Back on the bus and nothing has changed, if anything he’s increased the frequency of the horn to Gatling Gun-esque levels. The music has been replaced with a series of live stage recordings that are possibly the worst form of entertainment I’ve ever seen. Fair enough, I don’t speak Vietnamese, but the actors in these skits have a range of emotion that includes extreme anger, crying their eyes out, and a complaining nasal whine best compared with the demon step-child of Gilbert Gottfried and Fran Drescher. They’ll talk for thirty seconds then just fucking scream at each other, usually with a guy threatening to smack one of the female actors. The crowd is occasionally shown to be chuckling but no one on the bus is so I don’t think our hatred is purely cultural/linguistic ignorance, I’m reasonably confident it’s actually just shit.

After six hours of honking, yelling and coughing up phlegm we’re thankfully off the bus. It’s hot as hell and there’s no taxi to be seen anywhere but thank god we’re off that bus. No more buses in Vietnam.
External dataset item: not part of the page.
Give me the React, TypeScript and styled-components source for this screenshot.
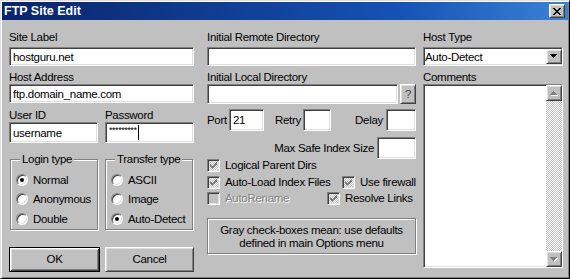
import React, { FC, ReactNode } from "react";
import styled, { createGlobalStyle, css } from "styled-components";

const GlobalStyle = createGlobalStyle`
  * { box-sizing: border-box; }
  html, body { margin: 0; padding: 0; background: #c0c0c0; }
  body {
    font-family: "Liberation Sans", Arial, sans-serif;
    font-size: 11.5px;
    letter-spacing: -0.3px;
    color: #000;
  }
`;

const sunken = css`
  border: 1px solid;
  border-color: #808080 #fff #fff #808080;
  box-shadow: inset 1px 1px 0 #404040, inset -1px -1px 0 #dfdfdf;
`;

const raised = css`
  border: 1px solid;
  border-color: #fff #404040 #404040 #fff;
  box-shadow: inset 1px 1px 0 #dfdfdf, inset -1px -1px 0 #808080;
`;

const etched = css`
  border: 1px solid #808080;
  box-shadow: inset 1px 1px 0 #fff, 1px 1px 0 #fff;
`;

const checker = css`
  background: repeating-conic-gradient(#fff 0 25%, #c0c0c0 0 50%) 0 0 / 2px 2px;
`;

const Window = styled.div`
  width: 570px;
  height: 279px;
  display: flex;
  flex-direction: column;
  padding: 1px;
  background: #c0c0c0;
  border: 1px solid;
  border-color: #dfdfdf #000 #000 #dfdfdf;
  box-shadow: inset 1px 1px 0 #fff, inset -1px -1px 0 #808080;
`;

const TitleBar = styled.div`
  height: 18px;
  flex-shrink: 0;
  display: flex;
  align-items: center;
  justify-content: space-between;
  padding: 0 3px 0 2px;
  background: linear-gradient(90deg, #0a246a 0%, #1552b4 70%, #3a82d6 100%);
  color: #fff;
  font-weight: bold;
  font-size: 12.5px;
  letter-spacing: 0;
`;

const CloseButton = styled.div`
  ${raised};
  width: 16px;
  height: 14px;
  background: #c0c0c0;
  display: flex;
  align-items: center;
  justify-content: center;
`;

const Body = styled.div`
  flex: 1;
  display: flex;
  align-items: flex-start;
  padding: 11px 0 0 7px;
`;

const Column = styled.div<{ $w: number; $ml?: number }>`
  width: ${(p) => p.$w}px;
  margin-left: ${(p) => p.$ml ?? 0}px;
  display: flex;
  flex-direction: column;
`;

const Label = styled.div<{ $mt?: number }>`
  height: 13px;
  line-height: 13px;
  margin-top: ${(p) => p.$mt ?? 0}px;
  white-space: nowrap;
`;

const Field = styled.div<{ $h?: number; $w?: number; $mt?: number; $ml?: number; $grow?: boolean; $pl?: number }>`
  ${sunken};
  background: #fff;
  height: ${(p) => p.$h ?? 19}px;
  width: ${(p) => (p.$w ? `${p.$w}px` : "auto")};
  flex: ${(p) => (p.$grow ? 1 : "none")};
  margin-top: ${(p) => p.$mt ?? 0}px;
  margin-left: ${(p) => p.$ml ?? 0}px;
  padding: 0 3px 0 ${(p) => p.$pl ?? 3}px;
  display: flex;
  align-items: center;
  white-space: nowrap;
  overflow: hidden;
`;

const Pair = styled.div<{ $mt?: number }>`
  display: flex;
  justify-content: space-between;
  margin-top: ${(p) => p.$mt ?? 0}px;
`;

const Stack = styled.div<{ $w: number }>`
  width: ${(p) => p.$w}px;
  display: flex;
  flex-direction: column;
`;

const Stars = styled.span`
  font-size: 9px;
  letter-spacing: -0.45px;
  align-self: flex-start;
  margin-top: 2px;
`;

const Caret = styled.span`
  width: 1px;
  height: 15px;
  margin-left: 2px;
  background: #000;
`;

const GroupRow = styled.div`
  display: flex;
  justify-content: space-between;
  padding: 0 1px;
  margin-top: 16px;
`;

const GroupBox = styled.div`
  ${etched};
  position: relative;
  width: 88px;
  padding: 10px 0 0 5px;
`;

const Legend = styled.span`
  position: absolute;
  top: -7px;
  left: 9px;
  padding: 0 2px;
  line-height: 13px;
  background: #c0c0c0;
  white-space: nowrap;
`;

const RadioRow = styled.div`
  height: 19.5px;
  display: flex;
  align-items: center;
  gap: 5px;
  white-space: nowrap;
`;

const RadioCircle = styled.span`
  ${sunken};
  width: 12px;
  height: 12px;
  border-radius: 50%;
  background: #fff;
  display: flex;
  align-items: center;
  justify-content: center;
`;

const RadioDot = styled.span`
  width: 4px;
  height: 4px;
  border-radius: 50%;
  background: #000;
`;

const ButtonRow = styled.div`
  display: flex;
  justify-content: space-between;
  margin-top: 17px;
`;

const PushButton = styled.div<{ $w: number; $default?: boolean }>`
  width: ${(p) => p.$w}px;
  height: 25px;
  background: #c0c0c0;
  display: flex;
  align-items: center;
  justify-content: center;
  ${(p) =>
    p.$default
      ? css`
          border: 1px solid #000;
          box-shadow: inset 1px 1px 0 #fff, inset -1px -1px 0 #404040, inset 2px 2px 0 #dfdfdf,
            inset -2px -2px 0 #808080;
        `
      : raised};
`;

const FieldRow = styled.div<{ $mt?: number; $end?: boolean }>`
  display: flex;
  align-items: center;
  justify-content: ${(p) => (p.$end ? "flex-end" : "flex-start")};
  margin-top: ${(p) => p.$mt ?? 0}px;
`;

const SmallButton = styled.div`
  ${raised};
  width: 16px;
  height: 20px;
  margin-left: 2px;
  background: #c0c0c0;
  display: flex;
  align-items: center;
  justify-content: center;
  color: #404040;
`;

const InlineLabel = styled.span<{ $ml?: number; $auto?: boolean }>`
  line-height: 13px;
  white-space: nowrap;
  margin-left: ${(p) => (p.$auto ? "auto" : `${p.$ml ?? 0}px`)};
`;

const CheckRow = styled.div<{ $mt?: number }>`
  height: 16.5px;
  display: flex;
  align-items: flex-start;
  margin-top: ${(p) => p.$mt ?? 0}px;
`;

const CheckItem = styled.div<{ $w?: number; $disabled?: boolean }>`
  display: flex;
  align-items: flex-start;
  gap: 5px;
  white-space: nowrap;
  line-height: 13px;
  ${(p) =>
    p.$w &&
    css`
      width: ${p.$w}px;
      margin-left: auto;
    `}
  color: ${(p) => (p.$disabled ? "#808080" : "#000")};
  text-shadow: ${(p) => (p.$disabled ? "1px 1px 0 #fff" : "none")};
`;

const CheckBox = styled.span<{ $grayed?: boolean }>`
  ${sunken};
  width: 13px;
  height: 13px;
  flex: none;
  display: flex;
  align-items: center;
  justify-content: center;
  ${(p) => (p.$grayed ? checker : "background: #c0c0c0;")}
`;

const InfoBox = styled.div`
  ${etched};
  margin-top: 9.5px;
  height: 36px;
  padding-top: 5px;
  text-align: center;
  line-height: 12.5px;
`;

const Select = styled(Field)`
  justify-content: space-between;
  padding: 0 0 0 1px;
`;

const DropButton = styled.div`
  ${raised};
  width: 16px;
  height: 15px;
  background: #c0c0c0;
  display: flex;
  align-items: center;
  justify-content: center;
`;

const CommentsBox = styled.div`
  ${sunken};
  height: 184px;
  background: #fff;
  display: flex;
  justify-content: flex-end;
`;

const ScrollBar = styled.div`
  width: 16px;
  display: flex;
  flex-direction: column;
`;

const ScrollButton = styled.div`
  ${raised};
  width: 16px;
  height: 16px;
  background: #c0c0c0;
  display: flex;
  align-items: center;
  justify-content: center;
`;

const ScrollTrack = styled.div`
  flex: 1;
  ${checker};
`;

const upPath = "M3 0h1v1h-1z M2 1h3v1h-3z M1 2h5v1h-5z M0 3h7v1h-7z";
const downPath = "M0 0h7v1h-7z M1 1h5v1h-5z M2 2h3v1h-3z M3 3h1v1h-1z";

const Arrow: FC<{ dir: "up" | "down"; disabled?: boolean }> = ({ dir, disabled }) => {
  const d = dir === "up" ? upPath : downPath;
  return (
    <svg width="8" height="5" viewBox="0 0 8 5" shapeRendering="crispEdges">
      {disabled && <path d={d} fill="#fff" transform="translate(1 1)" />}
      <path d={d} fill={disabled ? "#808080" : "#000"} />
    </svg>
  );
};

const CloseGlyph = () => (
  <svg width="8" height="7" viewBox="0 0 8 7" shapeRendering="crispEdges">
    <path
      fill="#000"
      d="M0 0h2v1h-2z M6 0h2v1h-2z M1 1h2v1h-2z M5 1h2v1h-2z M2 2h4v1h-4z M3 3h2v1h-2z M2 4h4v1h-4z M1 5h2v1h-2z M5 5h2v1h-2z M0 6h2v1h-2z M6 6h2v1h-2z"
    />
  </svg>
);

const CheckGlyph = () => (
  <svg width="7" height="7" viewBox="0 0 7 7" shapeRendering="crispEdges">
    <path
      fill="#808080"
      d="M6 0h1v1h-1z M5 1h2v1h-2z M0 2h1v1h-1z M4 2h3v1h-3z M0 3h2v1h-2z M3 3h3v1h-3z M0 4h5v1h-5z M1 5h3v1h-3z M2 6h1v1h-1z"
    />
  </svg>
);

const Radio: FC<{ checked?: boolean; children: ReactNode }> = ({ checked, children }) => (
  <RadioRow>
    <RadioCircle>{checked && <RadioDot />}</RadioCircle>
    {children}
  </RadioRow>
);

const Check: FC<{ grayed?: boolean; disabled?: boolean; w?: number; children: ReactNode }> = ({
  grayed,
  disabled,
  w,
  children,
}) => (
  <CheckItem $w={w} $disabled={disabled}>
    <CheckBox $grayed={grayed}>{grayed && <CheckGlyph />}</CheckBox>
    {children}
  </CheckItem>
);

export default function App() {
  return (
    <>
      <GlobalStyle />
      <Window>
        <TitleBar>
          FTP Site Edit
          <CloseButton>
            <CloseGlyph />
          </CloseButton>
        </TitleBar>
        <Body>
          <Column $w={185}>
            <Label>Site Label</Label>
            <Field $mt={3}>hostguru.net</Field>
            <Label $mt={5}>Host Address</Label>
            <Field>ftp.domain_name.com</Field>
            <Pair $mt={6}>
              <Stack $w={89}>
                <Label>User ID</Label>
                <Field $h={21}>username</Field>
              </Stack>
              <Stack $w={89}>
                <Label>Password</Label>
                <Field $h={21}>
                  <Stars>*********</Stars>
                  <Caret />
                </Field>
              </Stack>
            </Pair>
            <GroupRow>
              <GroupBox>
                <Legend>Login type</Legend>
                <Radio checked>Normal</Radio>
                <Radio>Anonymous</Radio>
                <Radio>Double</Radio>
              </GroupBox>
              <GroupBox>
                <Legend>Transfer type</Legend>
                <Radio>ASCII</Radio>
                <Radio>Image</Radio>
                <Radio checked>Auto-Detect</Radio>
              </GroupBox>
            </GroupRow>
            <ButtonRow>
              <PushButton $w={91} $default>
                OK
              </PushButton>
              <PushButton $w={89}>Cancel</PushButton>
            </ButtonRow>
          </Column>

          <Column $w={209} $ml={13}>
            <Label>Initial Remote Directory</Label>
            <Field $mt={3} />
            <Label $mt={5}>Initial Local Directory</Label>
            <FieldRow>
              <Field $h={20} $grow />
              <SmallButton>?</SmallButton>
            </FieldRow>
            <FieldRow $mt={5}>
              <InlineLabel>Port</InlineLabel>
              <Field $w={35} $h={22} $ml={2}>
                21
              </Field>
              <InlineLabel $ml={11}>Retry</InlineLabel>
              <Field $w={28} $h={22} $ml={2} />
              <InlineLabel $auto>Delay</InlineLabel>
              <Field $w={30} $h={22} $ml={3} />
            </FieldRow>
            <FieldRow $mt={6} $end>
              <InlineLabel>Max Safe Index Size</InlineLabel>
              <Field $w={39} $h={22} $ml={3} />
            </FieldRow>
            <CheckRow>
              <Check grayed>Logical Parent Dirs</Check>
            </CheckRow>
            <CheckRow>
              <Check grayed>Auto-Load Index Files</Check>
              <Check grayed w={74}>
                Use firewall
              </Check>
            </CheckRow>
            <CheckRow>
              <Check disabled>AutoRename</Check>
              <Check grayed w={89}>
                Resolve Links
              </Check>
            </CheckRow>
            <InfoBox>
              Gray check-boxes mean: use defaults
              <br />
              defined in main Options menu
            </InfoBox>
          </Column>

          <Column $w={140} $ml={7}>
            <Label>Host Type</Label>
            <Select $mt={3}>
              Auto-Detect
              <DropButton>
                <Arrow dir="down" />
              </DropButton>
            </Select>
            <Label $mt={5}>Comments</Label>
            <CommentsBox>
              <ScrollBar>
                <ScrollButton>
                  <Arrow dir="up" disabled />
                </ScrollButton>
                <ScrollTrack />
                <ScrollButton>
                  <Arrow dir="down" disabled />
                </ScrollButton>
              </ScrollBar>
            </CommentsBox>
          </Column>
        </Body>
      </Window>
    </>
  );
}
We’re not really sure where we are so we just walk beside a stinky river for a while until we come across a minivan with a taxi light on the top. He’s really friendly, the van is AC’d but most important he manages to drive without constantly blasting his horn at everything. It’s glorious.


Our guy drops us at the Hideout Hostel for a very reasonable price and we head in and bring up our reservation on Murphy’s phone. They have no record of us in the system, weird. Turns out they run a second hostel three minutes down the road called the Hangout Hostel and that’s the one we’re booked for. No problem, we stroll down the streets and find it.
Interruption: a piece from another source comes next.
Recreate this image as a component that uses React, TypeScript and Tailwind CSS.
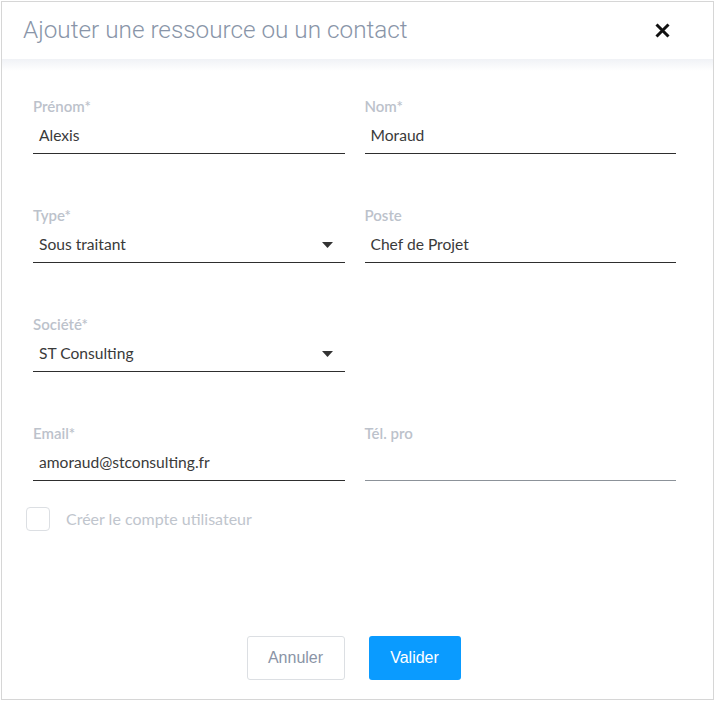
import React from 'react';

type FieldProps = {
	label: string;
	value?: string;
	select?: boolean;
	muted?: boolean;
};

function Field({ label, value, select, muted }: FieldProps) {
	return (
		<div className="flex flex-col">
			<label className="h-4 text-[15px] leading-4 font-semibold text-[#bcc2cb]">
				{label}
			</label>
			<div
				className={`mt-[4px] flex h-[36px] items-center justify-between border-b pl-[6px] pr-[12px] ${
					muted ? 'border-[#8c9299]' : 'border-[#2e2e2e]'
				}`}
			>
				<span className="text-[15.6px] text-[#3a3a3a]">{value}</span>
				{select && (
					<svg width="11" height="6" viewBox="0 0 11 6" className="mt-[1px]">
						<path d="M0 0h11L5.5 6z" fill="#333" />
					</svg>
				)}
			</div>
		</div>
	);
}

export default function App() {
	return (
		<div className="bg-white pl-px pt-px" style={{ fontFamily: 'Lato, "Noto Sans", sans-serif' }}>
			<div className="flex h-[699px] w-[713px] flex-col border border-[#d6d6d6] bg-white">
				<div className="flex h-[57px] shrink-0 items-center justify-between pl-[21px] pr-[43px]">
					<h1
						className="text-[24.3px] font-light text-[#8995a8]"
						style={{ fontFamily: 'Roboto, sans-serif' }}
					>
						Ajouter une ressource ou un contact
					</h1>
					<button type="button" className="text-black">
						<svg width="15" height="15" viewBox="0 0 15 15">
							<path d="M1.5 1.5l12 12M13.5 1.5l-12 12" stroke="#111" strokeWidth="3" />
						</svg>
					</button>
				</div>
				<div className="h-3 shrink-0 bg-gradient-to-b from-[#f0f2f6] to-white" />

				<div className="grid grid-cols-2 gap-x-5 gap-y-[53px] pl-[31px] pr-[37px] pt-[27px]">
					<Field label="Prénom*" value="Alexis" />
					<Field label="Nom*" value="Moraud" />
					<Field label="Type*" value="Sous traitant" select />
					<Field label="Poste" value="Chef de Projet" />
					<Field label="Société*" value="ST Consulting" select />
					<div />
					<Field label="Email*" value="amoraud@stconsulting.fr" />
					<Field label="Tél. pro" muted />
				</div>

				<div className="mt-[26px] flex items-center gap-4 pl-[24px]">
					<span className="h-6 w-6 rounded-[4px] border border-[#dcdfe3]" />
					<span className="text-[16px] text-[#c0c5cd]">Créer le compte utilisateur</span>
				</div>

				<div
					className="mt-auto mb-[19px] flex justify-center gap-6 pr-[8px]"
					style={{ fontFamily: '"Liberation Sans", Arial, sans-serif' }}
				>
					<button
						type="button"
						className="h-[44px] w-[98px] rounded-[3px] border border-[#dcdfe3] text-[16px] text-[#8a94a6]"
					>
						Annuler
					</button>
					<button
						type="button"
						className="h-[44px] w-[92px] rounded-[3px] bg-[#0a9bff] text-[16px] text-white"
					>
						Valider
					</button>
				</div>
			</div>
		</div>
	);
}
The streets are way more hectic than Chau Doc but likewise we aren’t getting hassled by anyone, there’s action all around us, chickens in cages, people selling street food, drunk white people, neon lights guiding us to places where we can also become drunk white people, this city looks really, really promising. We get into our hostel, hike up a few sets of stairs to our 12-bed dorm room, toss our shit on the bed and head downstairs to get some beers before the 9 pm pub crawl kicks off.